>> START Stored data

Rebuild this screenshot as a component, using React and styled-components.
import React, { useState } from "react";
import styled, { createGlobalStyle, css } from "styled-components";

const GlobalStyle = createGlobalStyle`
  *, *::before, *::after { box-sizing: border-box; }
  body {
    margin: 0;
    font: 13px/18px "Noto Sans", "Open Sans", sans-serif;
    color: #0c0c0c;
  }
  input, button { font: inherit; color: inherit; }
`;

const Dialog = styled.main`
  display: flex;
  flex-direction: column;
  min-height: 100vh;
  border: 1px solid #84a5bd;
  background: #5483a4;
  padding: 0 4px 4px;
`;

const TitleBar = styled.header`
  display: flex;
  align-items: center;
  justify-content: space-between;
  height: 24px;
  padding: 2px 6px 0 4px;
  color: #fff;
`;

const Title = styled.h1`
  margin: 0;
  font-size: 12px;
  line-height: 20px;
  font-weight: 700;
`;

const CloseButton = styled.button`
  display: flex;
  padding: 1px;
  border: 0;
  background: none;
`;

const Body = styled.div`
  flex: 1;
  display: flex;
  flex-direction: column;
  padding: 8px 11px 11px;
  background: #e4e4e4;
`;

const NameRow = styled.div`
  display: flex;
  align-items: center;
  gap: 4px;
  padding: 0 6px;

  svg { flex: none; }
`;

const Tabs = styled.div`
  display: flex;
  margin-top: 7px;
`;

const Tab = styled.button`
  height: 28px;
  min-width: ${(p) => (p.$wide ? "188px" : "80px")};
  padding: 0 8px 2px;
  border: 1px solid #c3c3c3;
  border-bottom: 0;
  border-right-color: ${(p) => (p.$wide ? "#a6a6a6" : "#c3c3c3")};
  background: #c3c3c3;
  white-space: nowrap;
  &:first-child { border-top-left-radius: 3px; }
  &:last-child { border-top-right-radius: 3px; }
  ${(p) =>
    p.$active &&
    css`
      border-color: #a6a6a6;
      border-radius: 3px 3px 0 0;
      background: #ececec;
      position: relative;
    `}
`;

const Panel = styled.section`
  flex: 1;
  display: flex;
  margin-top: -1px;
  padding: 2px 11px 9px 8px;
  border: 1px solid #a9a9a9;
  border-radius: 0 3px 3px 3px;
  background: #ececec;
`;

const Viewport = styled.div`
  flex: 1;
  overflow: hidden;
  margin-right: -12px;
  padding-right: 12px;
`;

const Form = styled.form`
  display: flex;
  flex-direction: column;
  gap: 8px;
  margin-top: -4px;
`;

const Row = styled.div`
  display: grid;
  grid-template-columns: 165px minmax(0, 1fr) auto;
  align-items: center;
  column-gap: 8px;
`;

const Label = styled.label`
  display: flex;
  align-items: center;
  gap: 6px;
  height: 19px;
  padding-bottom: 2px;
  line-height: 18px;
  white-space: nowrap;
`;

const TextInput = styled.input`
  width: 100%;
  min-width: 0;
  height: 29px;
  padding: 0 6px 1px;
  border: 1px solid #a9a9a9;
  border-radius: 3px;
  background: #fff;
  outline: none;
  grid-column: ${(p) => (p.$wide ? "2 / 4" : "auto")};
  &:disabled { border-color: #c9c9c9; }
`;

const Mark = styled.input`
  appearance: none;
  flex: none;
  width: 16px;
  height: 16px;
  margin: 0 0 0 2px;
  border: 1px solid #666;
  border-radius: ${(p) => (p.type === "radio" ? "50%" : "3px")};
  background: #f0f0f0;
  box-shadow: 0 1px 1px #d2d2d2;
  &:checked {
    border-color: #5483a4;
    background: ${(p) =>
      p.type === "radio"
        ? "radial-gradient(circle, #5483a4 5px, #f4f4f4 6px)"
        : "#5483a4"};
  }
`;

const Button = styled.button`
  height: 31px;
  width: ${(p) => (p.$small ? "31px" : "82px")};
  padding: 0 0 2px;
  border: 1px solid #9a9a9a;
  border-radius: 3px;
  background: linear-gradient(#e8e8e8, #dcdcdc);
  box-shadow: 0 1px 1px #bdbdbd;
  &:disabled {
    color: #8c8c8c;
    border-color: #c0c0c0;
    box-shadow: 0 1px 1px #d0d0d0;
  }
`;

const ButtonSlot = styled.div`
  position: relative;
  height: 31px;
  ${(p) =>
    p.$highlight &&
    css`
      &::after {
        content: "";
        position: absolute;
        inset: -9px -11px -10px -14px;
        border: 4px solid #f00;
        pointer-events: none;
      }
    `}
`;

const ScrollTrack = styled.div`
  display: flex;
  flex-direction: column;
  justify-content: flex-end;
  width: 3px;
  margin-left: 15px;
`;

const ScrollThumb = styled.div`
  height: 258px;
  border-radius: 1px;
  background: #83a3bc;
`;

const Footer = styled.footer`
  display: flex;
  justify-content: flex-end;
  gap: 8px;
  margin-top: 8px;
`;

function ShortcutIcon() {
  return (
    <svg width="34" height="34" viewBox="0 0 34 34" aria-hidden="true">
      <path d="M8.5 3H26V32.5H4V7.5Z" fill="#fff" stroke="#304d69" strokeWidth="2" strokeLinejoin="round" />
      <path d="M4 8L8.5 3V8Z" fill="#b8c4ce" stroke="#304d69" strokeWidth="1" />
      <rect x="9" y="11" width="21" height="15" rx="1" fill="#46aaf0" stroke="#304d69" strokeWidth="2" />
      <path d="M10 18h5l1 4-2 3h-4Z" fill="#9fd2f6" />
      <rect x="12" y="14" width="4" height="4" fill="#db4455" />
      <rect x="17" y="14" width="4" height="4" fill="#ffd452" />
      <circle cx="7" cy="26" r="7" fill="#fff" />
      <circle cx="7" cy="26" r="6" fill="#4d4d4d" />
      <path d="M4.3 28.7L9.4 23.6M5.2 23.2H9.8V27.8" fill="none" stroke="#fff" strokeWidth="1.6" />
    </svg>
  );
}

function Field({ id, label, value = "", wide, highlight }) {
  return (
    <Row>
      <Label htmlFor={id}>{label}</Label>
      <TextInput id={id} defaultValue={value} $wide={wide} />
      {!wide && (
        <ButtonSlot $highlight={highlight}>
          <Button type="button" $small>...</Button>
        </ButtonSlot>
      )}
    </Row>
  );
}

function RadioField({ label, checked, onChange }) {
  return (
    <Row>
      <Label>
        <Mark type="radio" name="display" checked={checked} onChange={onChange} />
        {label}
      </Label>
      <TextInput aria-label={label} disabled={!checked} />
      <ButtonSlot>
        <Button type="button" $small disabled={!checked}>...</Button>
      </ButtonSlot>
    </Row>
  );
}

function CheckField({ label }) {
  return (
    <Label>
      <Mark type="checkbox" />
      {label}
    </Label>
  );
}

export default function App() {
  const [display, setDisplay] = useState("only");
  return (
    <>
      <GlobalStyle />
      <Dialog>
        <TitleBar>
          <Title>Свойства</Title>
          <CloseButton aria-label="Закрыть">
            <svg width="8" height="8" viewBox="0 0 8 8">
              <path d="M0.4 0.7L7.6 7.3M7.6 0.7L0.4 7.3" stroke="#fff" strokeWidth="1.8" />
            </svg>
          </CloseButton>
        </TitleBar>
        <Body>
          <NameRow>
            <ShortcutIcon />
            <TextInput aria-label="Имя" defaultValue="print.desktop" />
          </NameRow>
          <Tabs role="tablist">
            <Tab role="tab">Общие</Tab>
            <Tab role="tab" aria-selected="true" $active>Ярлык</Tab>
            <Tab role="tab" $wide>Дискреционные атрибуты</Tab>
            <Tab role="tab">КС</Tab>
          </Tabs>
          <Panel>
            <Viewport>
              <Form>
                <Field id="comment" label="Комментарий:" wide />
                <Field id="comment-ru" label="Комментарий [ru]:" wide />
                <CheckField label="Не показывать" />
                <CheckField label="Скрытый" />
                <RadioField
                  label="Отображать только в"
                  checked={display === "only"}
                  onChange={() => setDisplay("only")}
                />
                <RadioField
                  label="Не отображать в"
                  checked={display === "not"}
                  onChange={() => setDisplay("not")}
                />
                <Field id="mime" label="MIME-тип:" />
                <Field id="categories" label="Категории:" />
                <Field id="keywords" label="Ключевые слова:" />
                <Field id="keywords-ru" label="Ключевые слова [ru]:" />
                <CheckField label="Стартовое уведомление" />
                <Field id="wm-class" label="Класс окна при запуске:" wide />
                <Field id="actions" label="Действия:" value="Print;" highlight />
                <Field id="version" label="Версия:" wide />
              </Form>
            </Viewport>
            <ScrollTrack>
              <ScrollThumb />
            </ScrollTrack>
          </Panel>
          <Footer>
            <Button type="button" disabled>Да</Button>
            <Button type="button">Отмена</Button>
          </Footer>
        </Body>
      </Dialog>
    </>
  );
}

>> END Stored data
>> START Stored data

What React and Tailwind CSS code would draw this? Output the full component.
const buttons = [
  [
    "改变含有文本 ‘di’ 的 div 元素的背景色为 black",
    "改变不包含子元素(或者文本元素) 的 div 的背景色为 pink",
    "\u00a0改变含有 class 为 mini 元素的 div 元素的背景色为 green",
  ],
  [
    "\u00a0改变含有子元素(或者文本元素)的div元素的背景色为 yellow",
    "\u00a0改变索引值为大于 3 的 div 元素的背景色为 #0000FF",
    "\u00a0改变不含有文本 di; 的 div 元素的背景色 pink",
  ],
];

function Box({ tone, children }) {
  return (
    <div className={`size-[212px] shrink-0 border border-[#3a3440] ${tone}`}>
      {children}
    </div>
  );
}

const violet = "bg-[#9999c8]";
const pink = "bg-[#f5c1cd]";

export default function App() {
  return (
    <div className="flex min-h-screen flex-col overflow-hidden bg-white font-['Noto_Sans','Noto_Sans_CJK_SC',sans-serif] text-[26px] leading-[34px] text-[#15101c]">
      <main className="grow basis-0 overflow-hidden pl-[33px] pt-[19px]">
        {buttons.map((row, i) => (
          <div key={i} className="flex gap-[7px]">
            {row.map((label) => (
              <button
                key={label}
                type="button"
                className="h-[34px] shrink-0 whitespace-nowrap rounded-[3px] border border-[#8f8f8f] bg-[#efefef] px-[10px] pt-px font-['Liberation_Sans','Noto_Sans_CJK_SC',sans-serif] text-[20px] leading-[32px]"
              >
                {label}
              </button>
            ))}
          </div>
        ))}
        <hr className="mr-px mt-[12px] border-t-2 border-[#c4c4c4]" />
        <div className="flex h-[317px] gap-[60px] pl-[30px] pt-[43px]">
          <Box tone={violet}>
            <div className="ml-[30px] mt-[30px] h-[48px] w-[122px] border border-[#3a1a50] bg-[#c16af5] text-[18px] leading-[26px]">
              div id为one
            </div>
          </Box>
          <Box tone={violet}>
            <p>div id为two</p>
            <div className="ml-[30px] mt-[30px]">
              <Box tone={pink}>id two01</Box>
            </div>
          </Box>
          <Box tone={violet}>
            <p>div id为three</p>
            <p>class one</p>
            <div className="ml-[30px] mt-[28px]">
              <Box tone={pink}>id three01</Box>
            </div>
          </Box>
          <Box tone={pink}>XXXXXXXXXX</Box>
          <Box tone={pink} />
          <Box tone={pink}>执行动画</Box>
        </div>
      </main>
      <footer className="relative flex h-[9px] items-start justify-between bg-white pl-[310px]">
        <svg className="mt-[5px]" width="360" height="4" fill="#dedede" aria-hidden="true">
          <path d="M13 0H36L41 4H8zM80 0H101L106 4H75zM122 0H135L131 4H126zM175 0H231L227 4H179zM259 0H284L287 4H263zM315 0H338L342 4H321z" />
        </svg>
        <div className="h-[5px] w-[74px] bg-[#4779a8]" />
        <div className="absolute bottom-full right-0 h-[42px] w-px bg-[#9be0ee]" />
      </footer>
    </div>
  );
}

>> END Stored data

» **What to produce**
From the data, collect all lines where the string "components" appears.

» **Result**
Rebuild this screenshot as a component, using React and styled-components.
import styled, { createGlobalStyle, css } from "styled-components";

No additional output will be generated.